The seepage in unsaturated soils is a key factor that induces various geohazards and geoenvironmental problems, but the mechanism has not been clearly understood due to the limitations of measuring techniques. A series of soil column tests are carried out to study the performance of actively heated fiber Bragg grating (AH-FBG) in monitoring the seepage in unsaturated soils and analyze the error sources and distribution characteristics of the single-probe and dual-probe methods. Both the AH-FBG and the frequency domain reflectometry are used to monitor the whole process of rise of capillary water and water evaporation. The monitoring accuracy of the single-probe and dual-probe methods is compared, and the applicable conditions of different methods are analyzed. The results show that the thermal conductivity method has the highest accuracy among the three data analysis methods based on the single-probe AH-FBG method.

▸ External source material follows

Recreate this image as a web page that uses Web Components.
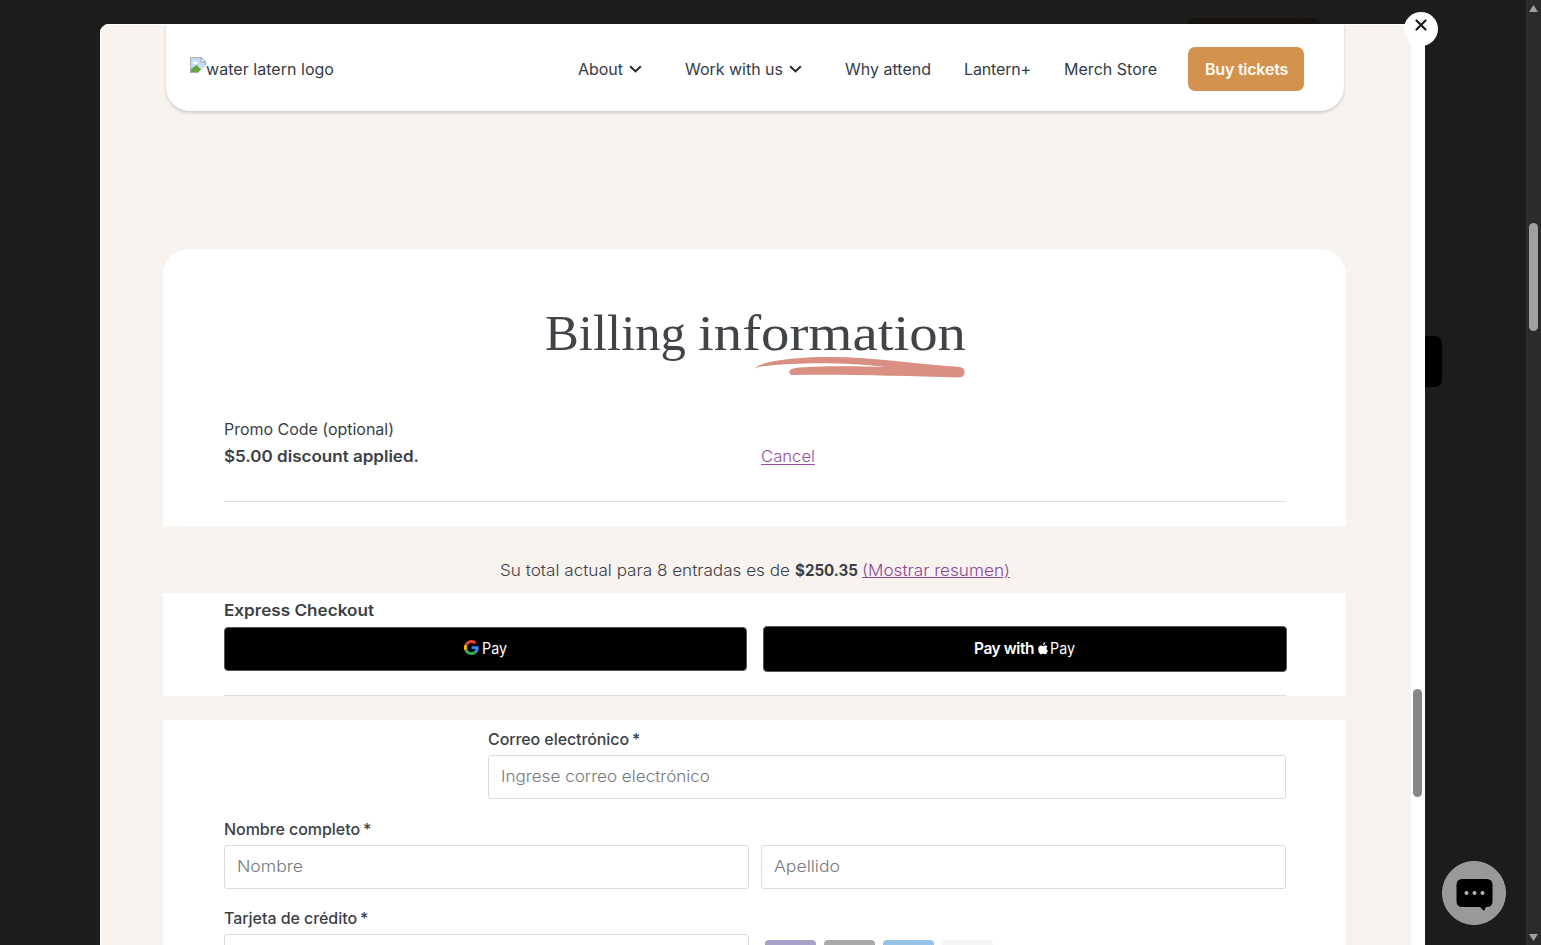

However, when the wetting front just exceeds the sensing section of the probe in the process of the rise of capillary water, the measured moisture content will be low due to the influences of longitudinal heat transfer. Compared with the single-probe method, the dual-probe method is more affected by longitudinal heat transfer and has a larger error in monitoring the seepage. The error is related to the value of moisture content of soils at the position of the measuring point and the distribution of moisture content of soils in the vertical profile of the soil column. In order to reduce the influences of longitudinal heat transfer, the improvement measures of AH-FBG method are proposed from two aspects of sensor structure and data processing.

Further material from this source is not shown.